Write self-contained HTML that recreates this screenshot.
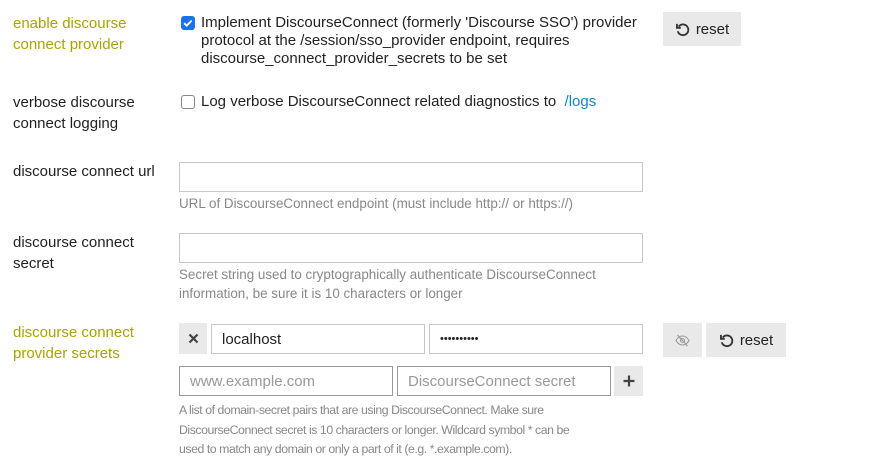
<!DOCTYPE html>
<html><head><meta charset="utf-8"><style>
*{box-sizing:border-box;margin:0;padding:0}
body{width:887px;height:467px;background:#fff;font-family:"Liberation Sans",Arial,sans-serif;color:#222;position:relative;overflow:hidden}
.a{position:absolute}
.lbl{font-size:15px;line-height:21px;color:#222}
.ol{color:#a8a400}
.txt{font-size:15px;line-height:18px;color:#222}
.desc{font-size:13.4px;line-height:19px;color:#888}
.inp{position:absolute;border:1px solid #c8c8c8;background:#fff;height:30px;font-size:15px;line-height:29px;padding-left:10px;color:#222}
.ph{color:#999}
.btn{position:absolute;background:#e9e9e9;height:34px;font-size:15px;color:#222;display:flex;align-items:center;justify-content:center;gap:6px}
.cb{position:absolute;width:14px;height:14px;border-radius:3px}
</style></head><body>

<div class="a lbl ol" style="left:13px;top:13px">enable discourse<br>connect provider</div>
<div class="cb" style="left:181px;top:16px;background:#1a73e8">
<svg width="14" height="14" viewBox="0 0 14 14"><path d="M3.2 7.2l2.5 2.5 5-5.2" stroke="#fff" stroke-width="1.9" fill="none"/></svg></div>
<div class="a txt" style="left:201px;top:14px;width:450px">Implement DiscourseConnect (formerly 'Discourse SSO') provider protocol at the /session/sso_provider endpoint, requires discourse_connect_provider_secrets to be set</div>
<div class="btn" style="left:663px;top:12px;width:78px">
<svg width="15" height="15" viewBox="0 0 14 14"><path d="M3.5 4.2A5 5 0 1 1 2.6 8.6" stroke="#333" stroke-width="1.7" fill="none"/><path d="M1.8 1.8v3.6h3.6" stroke="#333" stroke-width="1.7" fill="none"/></svg>reset</div>

<div class="a lbl" style="left:13px;top:92px">verbose discourse<br>connect logging</div>
<div class="cb" style="left:181px;top:95px;border:1.5px solid #888;background:#fff"></div>
<div class="a txt" style="left:201px;top:93px">Log verbose DiscourseConnect related diagnostics to &nbsp;<span style="color:#0a86c8">/logs</span></div>

<div class="a lbl" style="left:13px;top:161px">discourse connect url</div>
<div class="inp" style="left:179px;top:162px;width:464px"></div>
<div class="a desc" style="left:179px;top:194px">URL of DiscourseConnect endpoint (must include http:// or https://)</div>

<div class="a lbl" style="left:13px;top:232px">discourse connect<br>secret</div>
<div class="inp" style="left:179px;top:233px;width:464px"></div>
<div class="a desc" style="left:179px;top:265px">Secret string used to cryptographically authenticate DiscourseConnect<br>information, be sure it is 10 characters or longer</div>

<div class="a lbl ol" style="left:13px;top:322px">discourse connect<br>provider secrets</div>
<div class="a" style="left:179px;top:323px;width:28px;height:31px;background:#e9e9e9;display:flex;align-items:center;justify-content:center">
<svg width="11" height="11" viewBox="0 0 11 11"><path d="M1.5 1.5l8 8M9.5 1.5l-8 8" stroke="#444" stroke-width="2.2"/></svg></div>
<div class="inp" style="left:211px;top:324px;width:214px">localhost</div>
<div class="inp" style="left:429px;top:324px;width:214px;font-size:11px">••••••••••</div>
<div class="btn" style="left:663px;top:323px;width:39px">
<svg width="15" height="13" viewBox="0 0 15 13"><path d="M1 6.5C3 3 5 2 7.5 2S12 3 14 6.5C12 10 10 11 7.5 11S3 10 1 6.5Z" stroke="#999" stroke-width="1.1" fill="none"/><circle cx="7.5" cy="6.5" r="2" stroke="#999" stroke-width="1.1" fill="none"/><path d="M2.5 1l10 11" stroke="#999" stroke-width="1.2"/></svg></div>
<div class="btn" style="left:706px;top:323px;width:80px">
<svg width="15" height="15" viewBox="0 0 14 14"><path d="M3.5 4.2A5 5 0 1 1 2.6 8.6" stroke="#333" stroke-width="1.7" fill="none"/><path d="M1.8 1.8v3.6h3.6" stroke="#333" stroke-width="1.7" fill="none"/></svg>reset</div>

<div class="inp ph" style="left:179px;top:366px;width:214px;border-color:#999">www.example.com</div>
<div class="inp ph" style="left:397px;top:366px;width:214px;border-color:#999">DiscourseConnect secret</div>
<div class="a" style="left:614px;top:366px;width:29px;height:30px;background:#e9e9e9;display:flex;align-items:center;justify-content:center">
<svg width="12" height="12" viewBox="0 0 12 12"><path d="M6 0.5v11M0.5 6h11" stroke="#444" stroke-width="2.2"/></svg></div>
<div class="a desc" style="left:179px;top:401px;line-height:19.5px;font-size:12.3px;letter-spacing:-0.45px">A list of domain-secret pairs that are using DiscourseConnect. Make sure<br>DiscourseConnect secret is 10 characters or longer. Wildcard symbol * can be<br>used to match any domain or only a part of it (e.g. *.example.com).</div>

</body></html>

Directions: Reproduce all of the data exactly; the pictures do not belong in the copy.

The output:
Write self-contained HTML that recreates this screenshot.
<!DOCTYPE html>
<html><head><meta charset="utf-8"><style>
*{box-sizing:border-box;margin:0;padding:0}
body{width:887px;height:467px;background:#fff;font-family:"Liberation Sans",Arial,sans-serif;color:#222;position:relative;overflow:hidden}
.a{position:absolute}
.lbl{font-size:15px;line-height:21px;color:#222}
.ol{color:#a8a400}
.txt{font-size:15px;line-height:18px;color:#222}
.desc{font-size:13.4px;line-height:19px;color:#888}
.inp{position:absolute;border:1px solid #c8c8c8;background:#fff;height:30px;font-size:15px;line-height:29px;padding-left:10px;color:#222}
.ph{color:#999}
.btn{position:absolute;background:#e9e9e9;height:34px;font-size:15px;color:#222;display:flex;align-items:center;justify-content:center;gap:6px}
.cb{position:absolute;width:14px;height:14px;border-radius:3px}
</style></head><body>

<div class="a lbl ol" style="left:13px;top:13px">enable discourse<br>connect provider</div>
<div class="cb" style="left:181px;top:16px;background:#1a73e8">
<svg width="14" height="14" viewBox="0 0 14 14"><path d="M3.2 7.2l2.5 2.5 5-5.2" stroke="#fff" stroke-width="1.9" fill="none"/></svg></div>
<div class="a txt" style="left:201px;top:14px;width:450px">Implement DiscourseConnect (formerly 'Discourse SSO') provider protocol at the /session/sso_provider endpoint, requires discourse_connect_provider_secrets to be set</div>
<div class="btn" style="left:663px;top:12px;width:78px">
<svg width="15" height="15" viewBox="0 0 14 14"><path d="M3.5 4.2A5 5 0 1 1 2.6 8.6" stroke="#333" stroke-width="1.7" fill="none"/><path d="M1.8 1.8v3.6h3.6" stroke="#333" stroke-width="1.7" fill="none"/></svg>reset</div>

<div class="a lbl" style="left:13px;top:92px">verbose discourse<br>connect logging</div>
<div class="cb" style="left:181px;top:95px;border:1.5px solid #888;background:#fff"></div>
<div class="a txt" style="left:201px;top:93px">Log verbose DiscourseConnect related diagnostics to &nbsp;<span style="color:#0a86c8">/logs</span></div>

<div class="a lbl" style="left:13px;top:161px">discourse connect url</div>
<div class="inp" style="left:179px;top:162px;width:464px"></div>
<div class="a desc" style="left:179px;top:194px">URL of DiscourseConnect endpoint (must include http:// or https://)</div>

<div class="a lbl" style="left:13px;top:232px">discourse connect<br>secret</div>
<div class="inp" style="left:179px;top:233px;width:464px"></div>
<div class="a desc" style="left:179px;top:265px">Secret string used to cryptographically authenticate DiscourseConnect<br>information, be sure it is 10 characters or longer</div>

<div class="a lbl ol" style="left:13px;top:322px">discourse connect<br>provider secrets</div>
<div class="a" style="left:179px;top:323px;width:28px;height:31px;background:#e9e9e9;display:flex;align-items:center;justify-content:center">
<svg width="11" height="11" viewBox="0 0 11 11"><path d="M1.5 1.5l8 8M9.5 1.5l-8 8" stroke="#444" stroke-width="2.2"/></svg></div>
<div class="inp" style="left:211px;top:324px;width:214px">localhost</div>
<div class="inp" style="left:429px;top:324px;width:214px;font-size:11px">••••••••••</div>
<div class="btn" style="left:663px;top:323px;width:39px">
<svg width="15" height="13" viewBox="0 0 15 13"><path d="M1 6.5C3 3 5 2 7.5 2S12 3 14 6.5C12 10 10 11 7.5 11S3 10 1 6.5Z" stroke="#999" stroke-width="1.1" fill="none"/><circle cx="7.5" cy="6.5" r="2" stroke="#999" stroke-width="1.1" fill="none"/><path d="M2.5 1l10 11" stroke="#999" stroke-width="1.2"/></svg></div>
<div class="btn" style="left:706px;top:323px;width:80px">
<svg width="15" height="15" viewBox="0 0 14 14"><path d="M3.5 4.2A5 5 0 1 1 2.6 8.6" stroke="#333" stroke-width="1.7" fill="none"/><path d="M1.8 1.8v3.6h3.6" stroke="#333" stroke-width="1.7" fill="none"/></svg>reset</div>

<div class="inp ph" style="left:179px;top:366px;width:214px;border-color:#999">www.example.com</div>
<div class="inp ph" style="left:397px;top:366px;width:214px;border-color:#999">DiscourseConnect secret</div>
<div class="a" style="left:614px;top:366px;width:29px;height:30px;background:#e9e9e9;display:flex;align-items:center;justify-content:center">
<svg width="12" height="12" viewBox="0 0 12 12"><path d="M6 0.5v11M0.5 6h11" stroke="#444" stroke-width="2.2"/></svg></div>
<div class="a desc" style="left:179px;top:401px;line-height:19.5px;font-size:12.3px;letter-spacing:-0.45px">A list of domain-secret pairs that are using DiscourseConnect. Make sure<br>DiscourseConnect secret is 10 characters or longer. Wildcard symbol * can be<br>used to match any domain or only a part of it (e.g. *.example.com).</div>

</body></html>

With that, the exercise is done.